If you have trouble with moths laying their eggs in the eyes of the potatoes when they are in storage (you can tell this is happening by the tiny little round things coming out of the eyes that look like eggs but is actually "caterpillar poo," connected together with a spider web like thread), you can make up a bucket of garlic and pyrethrum spray, or maybe neem oil spray, or may be wormwood liquid tea, and dip your onion bag of potatoes into it to kill the little caterpillars or the eggs.

 

Tomatoes

Tomatoes are usually self pollinating and are not usually visited by bees.
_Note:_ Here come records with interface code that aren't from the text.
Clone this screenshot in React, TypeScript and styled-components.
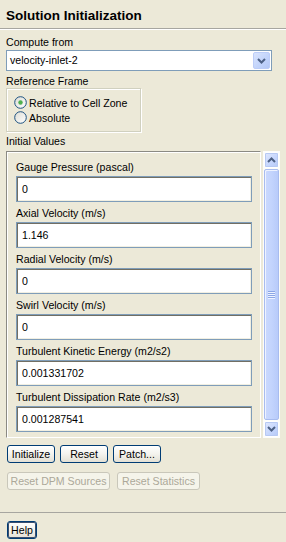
import React from "react";
import styled, { createGlobalStyle } from "styled-components";

const Global = createGlobalStyle`
  html, body { margin: 0; padding: 0; background: #ece9d8; }
  body { font-family: "Liberation Sans", Arial, sans-serif; font-size: 10.6px; color: #000; }
  * { box-sizing: border-box; }
`;

const Panel = styled.div`
  width: 286px;
  height: 542px;
  background: #ece9d8;
  display: flex;
  flex-direction: column;
  overflow: hidden;
`;

const TitleBar = styled.div`
  height: 29px;
  padding: 8px 0 0 6px;
  font-size: 13.5px;
  line-height: 16px;
  font-weight: bold;
  border-bottom: 1px solid #a7a6a0;
  box-shadow: 0 1px 0 #ffffff;
`;

const Content = styled.div`
  flex: 1;
  padding: 7px 6px 0 6px;
  display: flex;
  flex-direction: column;
`;

const FieldLabel = styled.div<{ $mb?: number; $mt?: number }>`
  line-height: 13px;
  height: 13px;
  margin-top: ${(p) => p.$mt ?? 0}px;
  margin-bottom: ${(p) => p.$mb ?? 1}px;
  white-space: nowrap;
`;

const Select = styled.div`
  width: 266px;
  height: 21px;
  border: 1px solid #7f9db9;
  background: #fff;
  display: flex;
  align-items: center;
  padding: 1px;
`;

const SelectText = styled.div`
  flex: 1;
  padding-left: 2px;
  line-height: 17px;
`;

const DropButton = styled.div`
  width: 17px;
  height: 17px;
  border: 1px solid #bccdf8;
  border-radius: 2px;
  background: linear-gradient(135deg, #d9e4fd 0%, #c1d3fb 60%, #b4c8f6 100%);
  display: flex;
  align-items: center;
  justify-content: center;
`;

const GroupBox = styled.div`
  width: 135px;
  height: 44px;
  border: 1px solid #d0d0bf;
  box-shadow: inset 1px 1px 0 #fff, 1px 1px 0 #fff;
  padding: 6px 0 0 7px;
  display: flex;
  flex-direction: column;
`;

const RadioRow = styled.label`
  display: flex;
  align-items: center;
  height: 15px;
  gap: 2px;
  white-space: nowrap;
`;

const ScrollArea = styled.div`
  display: flex;
  gap: 2px;
  height: 287px;
`;

const ValuesPane = styled.div`
  width: 255px;
  height: 287px;
  border-top: 1px solid #8b8a83;
  border-left: 1px solid #8b8a83;
  border-right: 1px solid #fff;
  border-bottom: 1px solid #fff;
  box-shadow: inset 1px 1px 0 #fff;
  padding: 9px 0 0 9px;
  display: flex;
  flex-direction: column;
  gap: 5px;
`;

const Field = styled.div`
  display: flex;
  flex-direction: column;
  gap: 2px;
`;

const Input = styled.div`
  width: 236px;
  height: 26px;
  border: 1px solid #7f9db9;
  background: #fff;
  box-shadow: inset 1px 1px 0 #716f64, inset -1px -1px 0 #f1efe2;
  padding: 0 5px;
  line-height: 24px;
`;

const ScrollBar = styled.div`
  width: 17px;
  display: flex;
  flex-direction: column;
  background: #fdfdfa;
  padding: 1px 0;
  gap: 1px;
`;

const ScrollButton = styled.div`
  height: 16px;
  border: 1px solid #fff;
  outline: 1px solid #b7c9f3;
  outline-offset: -2px;
  border-radius: 2px;
  background: linear-gradient(135deg, #e0e8fd 0%, #c4d5fd 60%, #b6c9f6 100%);
  display: flex;
  align-items: center;
  justify-content: center;
  margin: 0 1px;
`;

const Thumb = styled.div`
  flex: 1;
  margin: 0 1px;
  border: 1px solid #a8bcef;
  border-radius: 2px;
  background: linear-gradient(90deg, #cad9fe 0%, #c3d4fd 50%, #b8cbfa 100%);
  box-shadow: inset 1px 1px 0 #eef3ff;
  display: flex;
  align-items: center;
  justify-content: center;
`;

const Grip = styled.div`
  display: flex;
  flex-direction: column;
  gap: 1px;
  & > span {
    display: block;
    width: 7px;
    height: 1px;
    background: #8ca6e6;
    box-shadow: 0 1px 0 #eef3ff;
  }
`;

const ButtonRow = styled.div<{ $mt: number; $gap: number }>`
  display: flex;
  gap: ${(p) => p.$gap}px;
  margin-top: ${(p) => p.$mt}px;
  padding-left: 1px;
`;

const Button = styled.div<{ $w: number; $disabled?: boolean; $default?: boolean }>`
  width: ${(p) => p.$w}px;
  height: 18px;
  border: 1px solid ${(p) => (p.$disabled ? "#c9c7ba" : "#003c74")};
  border-radius: 3px;
  background: ${(p) =>
    p.$disabled ? "#f5f4ea" : "linear-gradient(180deg, #ffffff 0%, #f4f3ee 50%, #e3e0d4 100%)"};
  color: ${(p) => (p.$disabled ? "#aca899" : "#000")};
  box-shadow: ${(p) => (p.$default ? "inset 0 0 0 1px #3c4f6e" : "none")};
  display: flex;
  align-items: center;
  justify-content: center;
  line-height: 16px;
  white-space: nowrap;
`;

const Footer = styled.div`
  height: 30px;
  border-top: 1px solid #a7a6a0;
  padding: 8px 0 0 7px;
`;

const Radio = ({ checked }: { checked?: boolean }) => (
  <svg width="13" height="13" viewBox="0 0 13 13">
    <defs>
      <linearGradient id={checked ? "rg1" : "rg2"} x1="0" y1="0" x2="1" y2="1">
        <stop offset="0" stopColor="#dcdcd4" />
        <stop offset="1" stopColor="#ffffff" />
      </linearGradient>
    </defs>
    <circle cx="6.5" cy="6.5" r="5.8" fill={`url(#${checked ? "rg1" : "rg2"})`} stroke="#1c5180" strokeWidth="1" />
    {checked && <circle cx="6.5" cy="6.5" r="2.2" fill="#4fb04f" />}
  </svg>
);

const Chevron = ({ up }: { up?: boolean }) => (
  <svg width="9" height="6" viewBox="0 0 9 6">
    <path
      d={up ? "M1 5 L4.5 1.5 L8 5" : "M1 1 L4.5 4.5 L8 1"}
      fill="none"
      stroke="#4d6185"
      strokeWidth="2"
    />
  </svg>
);

const fields: [string, string][] = [
  ["Gauge Pressure (pascal)", "0"],
  ["Axial Velocity (m/s)", "1.146"],
  ["Radial Velocity (m/s)", "0"],
  ["Swirl Velocity (m/s)", "0"],
  ["Turbulent Kinetic Energy (m2/s2)", "0.001331702"],
  ["Turbulent Dissipation Rate (m2/s3)", "0.001287541"],
];

export default function App() {
  return (
    <>
      <Global />
      <Panel>
        <TitleBar>Solution Initialization</TitleBar>
        <Content>
          <FieldLabel>Compute from</FieldLabel>
          <Select>
            <SelectText>velocity-inlet-2</SelectText>
            <DropButton>
              <Chevron />
            </DropButton>
          </Select>
          <FieldLabel $mt={4} $mb={0}>Reference Frame</FieldLabel>
          <GroupBox>
            <RadioRow>
              <Radio checked />
              Relative to Cell Zone
            </RadioRow>
            <RadioRow>
              <Radio />
              Absolute
            </RadioRow>
          </GroupBox>
          <FieldLabel $mt={3} $mb={3}>Initial Values</FieldLabel>
          <ScrollArea>
            <ValuesPane>
              {fields.map(([label, value]) => (
                <Field key={label}>
                  <FieldLabel $mb={0}>{label}</FieldLabel>
                  <Input>{value}</Input>
                </Field>
              ))}
            </ValuesPane>
            <ScrollBar>
              <ScrollButton>
                <Chevron up />
              </ScrollButton>
              <Thumb>
                <Grip>
                  <span />
                  <span />
                  <span />
                  <span />
                </Grip>
              </Thumb>
              <ScrollButton>
                <Chevron />
              </ScrollButton>
            </ScrollBar>
          </ScrollArea>
          <ButtonRow $mt={7} $gap={5}>
            <Button $w={48}>Initialize</Button>
            <Button $w={48}>Reset</Button>
            <Button $w={48}>Patch...</Button>
          </ButtonRow>
          <ButtonRow $mt={9} $gap={7}>
            <Button $w={103} $disabled>Reset DPM Sources</Button>
            <Button $w={83} $disabled>Reset Statistics</Button>
          </ButtonRow>
        </Content>
        <Footer>
          <Button $w={30} $default>Help</Button>
        </Footer>
      </Panel>
    </>
  );
}
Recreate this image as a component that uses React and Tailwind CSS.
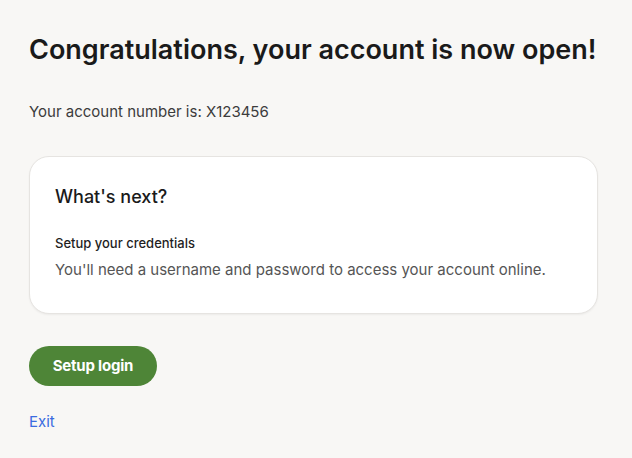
import React from 'react';

export default function App() {
    return (
        <div className="min-h-screen bg-[#f8f7f5] px-[29px] pt-[30px] pb-8 font-['Inter',sans-serif]">
            <h1 className="whitespace-nowrap text-[27px] font-semibold leading-[40px] text-[#1a1a1a]">
                Congratulations, your account is now open!
            </h1>
            <p className="mt-[30px] text-[15px] leading-[24px] text-[#3c3c3c]">Your account number is: X123456</p>

            <div className="mt-[32px] w-[569px] rounded-[20px] border border-[#e6e4e1] bg-white px-[25px] pt-[26px] pb-[31px] shadow-[0_1px_2px_rgba(0,0,0,0.05)]">
                <h2 className="text-[18px] font-medium leading-[28px] text-[#1a1a1a]">What's next?</h2>
                <h3 className="mt-[22px] text-[13px] font-medium leading-[20px] text-[#1f1f1f]">Setup your credentials</h3>
                <p className="mt-[5px] text-[15px] leading-[24px] text-[#555555]">
                    You'll need a username and password to access your account online.
                </p>
            </div>

            <button className="mt-[32px] flex h-[40px] w-[128px] items-center justify-center rounded-full bg-[#4e8537] text-[15px] font-bold tracking-[-0.2px] text-white">
                Setup login
            </button>

            <a href="#" className="mt-[24px] block text-[15px] leading-[24px] text-[#3a6be0]">Exit</a>
        </div>
    );
}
The flowers on the bottom trusses (or first trusses that appear) are sometimes physically different to the flowers on the following trusses and if you watch carefully you can see that sometimes the flowers are double, and have their stamens protruding in a way that they could be cross pollinated by the bees. I have seen very little crossing (though others tell me they have) however it is possible, and has been known to happen. I avoid saving seeds from fruit on the first truss of fruit. Always grow several plants of each type you are saving seeds from to check that the plant you save your seeds from is true to type.

 

When saving tomato seeds always chose fully ripened fruit. With tomatoes I cut the top off the fruit and squeeze out the seeds with the juice that surrounds them. Leave this juice to go mouldy on top 3-5 days, then add water and stir vigorously. The good seeds will sink and the poor seeds and the rubbish will float. Pour the rubbish off the top and add
water and repeat until you have clean seed in the bottom of the container. I then tip the seeds into a sieve and then bang them into the drier or a piece of absorbent paper. Make sure that the temperature of the dehydrator if you are using one is able to be controlled and is lower than 35 degrees.

 

Peppers and Eggplants

Peppers and eggplants cross far more readily, and I would suggest you never plant hot peppers anywhere near sweet peppers if you are serious about saving seed. Sweet peppers could be saved in the same garden if you plant them in blocks (around 20 plants) 10 metres from another variety with a high crop in between such as corn. Hot peppers need to be in another area, probably 30 -50 metres away from any other peppers. Similarly eggplants need to be in blocks for good pollination rather than long rows but keep varieties 20-30 metres apart.

 

Pepper seeds are easy to save, just scoop them out of the peppers ( be careful if they are hot peppers as the heat is concentrated at the top of the seed stalks...wear gloves if necessary), place the seeds in a container in the sun, greenhouse, drier etc, and when crunchy, separate seeds and extraneous material and store. Eggplants need to be left to get very ripe (they change colour) and hard before picking. I chop them up and wiss in a blunt old blender with water. If you then tip this mixture into a bucket and add water the good seeds will sink and the weak seeds and rubbish will float and it can then be tipped off and the seeds dried.